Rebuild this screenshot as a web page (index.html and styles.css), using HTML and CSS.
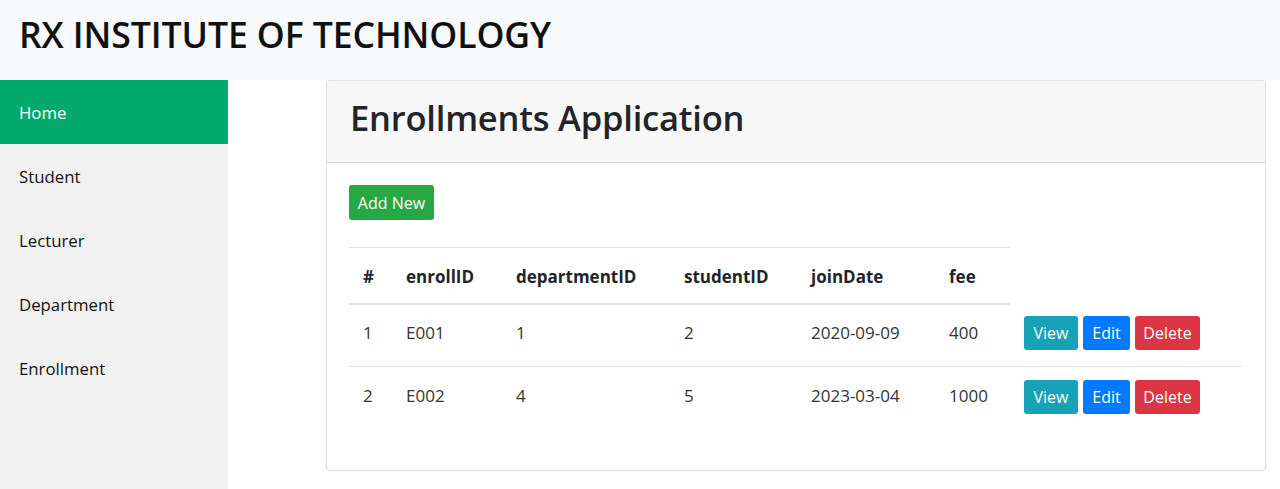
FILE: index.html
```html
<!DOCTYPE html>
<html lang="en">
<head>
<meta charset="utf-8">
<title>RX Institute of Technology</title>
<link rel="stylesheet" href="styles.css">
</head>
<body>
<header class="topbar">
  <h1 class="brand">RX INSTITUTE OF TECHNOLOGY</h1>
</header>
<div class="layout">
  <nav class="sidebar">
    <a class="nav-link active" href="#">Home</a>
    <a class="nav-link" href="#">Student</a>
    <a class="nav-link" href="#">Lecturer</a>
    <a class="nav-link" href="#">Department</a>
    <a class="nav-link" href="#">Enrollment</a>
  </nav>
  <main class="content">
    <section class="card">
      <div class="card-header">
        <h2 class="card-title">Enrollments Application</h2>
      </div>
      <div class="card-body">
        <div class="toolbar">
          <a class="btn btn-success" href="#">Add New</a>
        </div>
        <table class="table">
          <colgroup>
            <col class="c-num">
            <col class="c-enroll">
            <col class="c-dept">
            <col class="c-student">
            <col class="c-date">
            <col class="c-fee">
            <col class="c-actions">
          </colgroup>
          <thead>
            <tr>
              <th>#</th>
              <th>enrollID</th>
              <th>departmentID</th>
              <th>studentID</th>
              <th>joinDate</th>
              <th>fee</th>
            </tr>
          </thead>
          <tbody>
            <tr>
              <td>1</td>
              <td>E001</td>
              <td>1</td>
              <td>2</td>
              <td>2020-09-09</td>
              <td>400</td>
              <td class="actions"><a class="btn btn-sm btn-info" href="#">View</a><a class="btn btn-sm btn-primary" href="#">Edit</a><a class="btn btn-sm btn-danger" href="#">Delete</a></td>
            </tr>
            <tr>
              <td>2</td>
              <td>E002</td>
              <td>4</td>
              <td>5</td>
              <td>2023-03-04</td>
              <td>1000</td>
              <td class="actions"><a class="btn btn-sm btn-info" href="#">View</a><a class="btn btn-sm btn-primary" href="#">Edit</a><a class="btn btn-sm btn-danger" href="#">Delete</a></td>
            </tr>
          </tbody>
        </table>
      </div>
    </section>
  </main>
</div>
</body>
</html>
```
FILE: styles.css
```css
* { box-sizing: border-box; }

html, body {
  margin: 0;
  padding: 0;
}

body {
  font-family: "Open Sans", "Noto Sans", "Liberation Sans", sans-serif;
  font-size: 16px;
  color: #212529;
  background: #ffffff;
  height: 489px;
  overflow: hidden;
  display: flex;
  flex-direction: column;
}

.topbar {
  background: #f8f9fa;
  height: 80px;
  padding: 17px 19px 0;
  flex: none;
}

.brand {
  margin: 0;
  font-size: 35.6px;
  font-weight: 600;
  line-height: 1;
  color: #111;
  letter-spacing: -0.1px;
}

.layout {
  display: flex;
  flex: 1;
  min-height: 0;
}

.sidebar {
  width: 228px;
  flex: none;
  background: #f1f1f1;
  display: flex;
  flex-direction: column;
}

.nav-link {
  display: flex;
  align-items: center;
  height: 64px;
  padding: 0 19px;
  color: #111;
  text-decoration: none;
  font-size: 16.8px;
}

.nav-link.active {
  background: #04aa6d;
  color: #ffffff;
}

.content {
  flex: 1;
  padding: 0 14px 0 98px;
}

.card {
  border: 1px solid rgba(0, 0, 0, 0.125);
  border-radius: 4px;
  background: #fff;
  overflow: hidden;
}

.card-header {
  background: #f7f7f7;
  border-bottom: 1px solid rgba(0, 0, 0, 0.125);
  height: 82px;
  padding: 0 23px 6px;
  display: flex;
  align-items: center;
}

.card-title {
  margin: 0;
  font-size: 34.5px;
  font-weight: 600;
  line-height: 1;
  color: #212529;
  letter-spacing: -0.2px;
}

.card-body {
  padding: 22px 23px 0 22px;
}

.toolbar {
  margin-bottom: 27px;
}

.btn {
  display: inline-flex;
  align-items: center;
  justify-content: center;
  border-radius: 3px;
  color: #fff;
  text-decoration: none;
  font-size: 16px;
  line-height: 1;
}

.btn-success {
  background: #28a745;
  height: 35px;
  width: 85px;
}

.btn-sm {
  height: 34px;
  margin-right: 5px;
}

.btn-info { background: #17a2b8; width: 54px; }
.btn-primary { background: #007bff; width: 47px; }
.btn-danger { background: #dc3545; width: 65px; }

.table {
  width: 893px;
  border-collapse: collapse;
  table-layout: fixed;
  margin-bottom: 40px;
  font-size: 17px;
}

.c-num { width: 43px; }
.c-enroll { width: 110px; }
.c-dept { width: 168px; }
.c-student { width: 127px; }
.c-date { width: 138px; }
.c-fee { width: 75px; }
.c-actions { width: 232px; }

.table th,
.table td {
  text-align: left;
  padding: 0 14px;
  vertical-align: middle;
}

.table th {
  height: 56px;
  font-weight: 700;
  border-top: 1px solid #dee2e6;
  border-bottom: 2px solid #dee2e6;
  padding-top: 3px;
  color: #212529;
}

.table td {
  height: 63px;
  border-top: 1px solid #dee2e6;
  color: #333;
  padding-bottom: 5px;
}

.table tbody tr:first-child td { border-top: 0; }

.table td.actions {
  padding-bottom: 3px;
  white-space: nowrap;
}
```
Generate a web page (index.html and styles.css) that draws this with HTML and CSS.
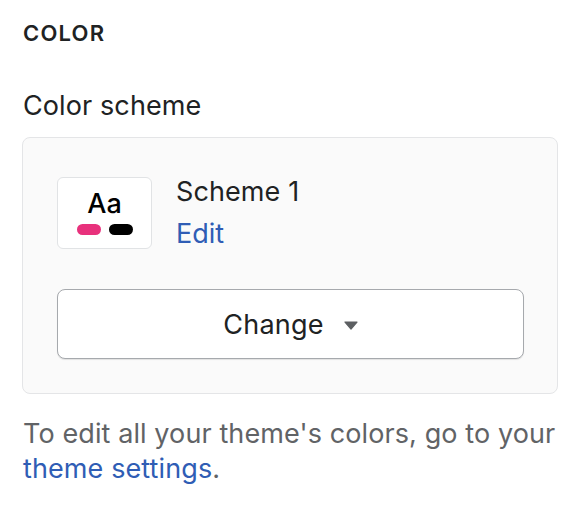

________________________

▶ _EXERCISE TASK_: Your task is to reproduce all of the material exactly. The pictures stay out.

▶ _THE COMPLETED TASK_:
Rebuild this screenshot as a web page (index.html and styles.css), using HTML and CSS.
FILE: index.html
```html
<!DOCTYPE html>
<html lang="en">
<head>
<meta charset="utf-8">
<title>RX Institute of Technology</title>
<link rel="stylesheet" href="styles.css">
</head>
<body>
<header class="topbar">
  <h1 class="brand">RX INSTITUTE OF TECHNOLOGY</h1>
</header>
<div class="layout">
  <nav class="sidebar">
    <a class="nav-link active" href="#">Home</a>
    <a class="nav-link" href="#">Student</a>
    <a class="nav-link" href="#">Lecturer</a>
    <a class="nav-link" href="#">Department</a>
    <a class="nav-link" href="#">Enrollment</a>
  </nav>
  <main class="content">
    <section class="card">
      <div class="card-header">
        <h2 class="card-title">Enrollments Application</h2>
      </div>
      <div class="card-body">
        <div class="toolbar">
          <a class="btn btn-success" href="#">Add New</a>
        </div>
        <table class="table">
          <colgroup>
            <col class="c-num">
            <col class="c-enroll">
            <col class="c-dept">
            <col class="c-student">
            <col class="c-date">
            <col class="c-fee">
            <col class="c-actions">
          </colgroup>
          <thead>
            <tr>
              <th>#</th>
              <th>enrollID</th>
              <th>departmentID</th>
              <th>studentID</th>
              <th>joinDate</th>
              <th>fee</th>
            </tr>
          </thead>
          <tbody>
            <tr>
              <td>1</td>
              <td>E001</td>
              <td>1</td>
              <td>2</td>
              <td>2020-09-09</td>
              <td>400</td>
              <td class="actions"><a class="btn btn-sm btn-info" href="#">View</a><a class="btn btn-sm btn-primary" href="#">Edit</a><a class="btn btn-sm btn-danger" href="#">Delete</a></td>
            </tr>
            <tr>
              <td>2</td>
              <td>E002</td>
              <td>4</td>
              <td>5</td>
              <td>2023-03-04</td>
              <td>1000</td>
              <td class="actions"><a class="btn btn-sm btn-info" href="#">View</a><a class="btn btn-sm btn-primary" href="#">Edit</a><a class="btn btn-sm btn-danger" href="#">Delete</a></td>
            </tr>
          </tbody>
        </table>
      </div>
    </section>
  </main>
</div>
</body>
</html>
```
FILE: styles.css
```css
* { box-sizing: border-box; }

html, body {
  margin: 0;
  padding: 0;
}

body {
  font-family: "Open Sans", "Noto Sans", "Liberation Sans", sans-serif;
  font-size: 16px;
  color: #212529;
  background: #ffffff;
  height: 489px;
  overflow: hidden;
  display: flex;
  flex-direction: column;
}

.topbar {
  background: #f8f9fa;
  height: 80px;
  padding: 17px 19px 0;
  flex: none;
}

.brand {
  margin: 0;
  font-size: 35.6px;
  font-weight: 600;
  line-height: 1;
  color: #111;
  letter-spacing: -0.1px;
}

.layout {
  display: flex;
  flex: 1;
  min-height: 0;
}

.sidebar {
  width: 228px;
  flex: none;
  background: #f1f1f1;
  display: flex;
  flex-direction: column;
}

.nav-link {
  display: flex;
  align-items: center;
  height: 64px;
  padding: 0 19px;
  color: #111;
  text-decoration: none;
  font-size: 16.8px;
}

.nav-link.active {
  background: #04aa6d;
  color: #ffffff;
}

.content {
  flex: 1;
  padding: 0 14px 0 98px;
}

.card {
  border: 1px solid rgba(0, 0, 0, 0.125);
  border-radius: 4px;
  background: #fff;
  overflow: hidden;
}

.card-header {
  background: #f7f7f7;
  border-bottom: 1px solid rgba(0, 0, 0, 0.125);
  height: 82px;
  padding: 0 23px 6px;
  display: flex;
  align-items: center;
}

.card-title {
  margin: 0;
  font-size: 34.5px;
  font-weight: 600;
  line-height: 1;
  color: #212529;
  letter-spacing: -0.2px;
}

.card-body {
  padding: 22px 23px 0 22px;
}

.toolbar {
  margin-bottom: 27px;
}

.btn {
  display: inline-flex;
  align-items: center;
  justify-content: center;
  border-radius: 3px;
  color: #fff;
  text-decoration: none;
  font-size: 16px;
  line-height: 1;
}

.btn-success {
  background: #28a745;
  height: 35px;
  width: 85px;
}

.btn-sm {
  height: 34px;
  margin-right: 5px;
}

.btn-info { background: #17a2b8; width: 54px; }
.btn-primary { background: #007bff; width: 47px; }
.btn-danger { background: #dc3545; width: 65px; }

.table {
  width: 893px;
  border-collapse: collapse;
  table-layout: fixed;
  margin-bottom: 40px;
  font-size: 17px;
}

.c-num { width: 43px; }
.c-enroll { width: 110px; }
.c-dept { width: 168px; }
.c-student { width: 127px; }
.c-date { width: 138px; }
.c-fee { width: 75px; }
.c-actions { width: 232px; }

.table th,
.table td {
  text-align: left;
  padding: 0 14px;
  vertical-align: middle;
}

.table th {
  height: 56px;
  font-weight: 700;
  border-top: 1px solid #dee2e6;
  border-bottom: 2px solid #dee2e6;
  padding-top: 3px;
  color: #212529;
}

.table td {
  height: 63px;
  border-top: 1px solid #dee2e6;
  color: #333;
  padding-bottom: 5px;
}

.table tbody tr:first-child td { border-top: 0; }

.table td.actions {
  padding-bottom: 3px;
  white-space: nowrap;
}
```
Generate a web page (index.html and styles.css) that draws this with HTML and CSS.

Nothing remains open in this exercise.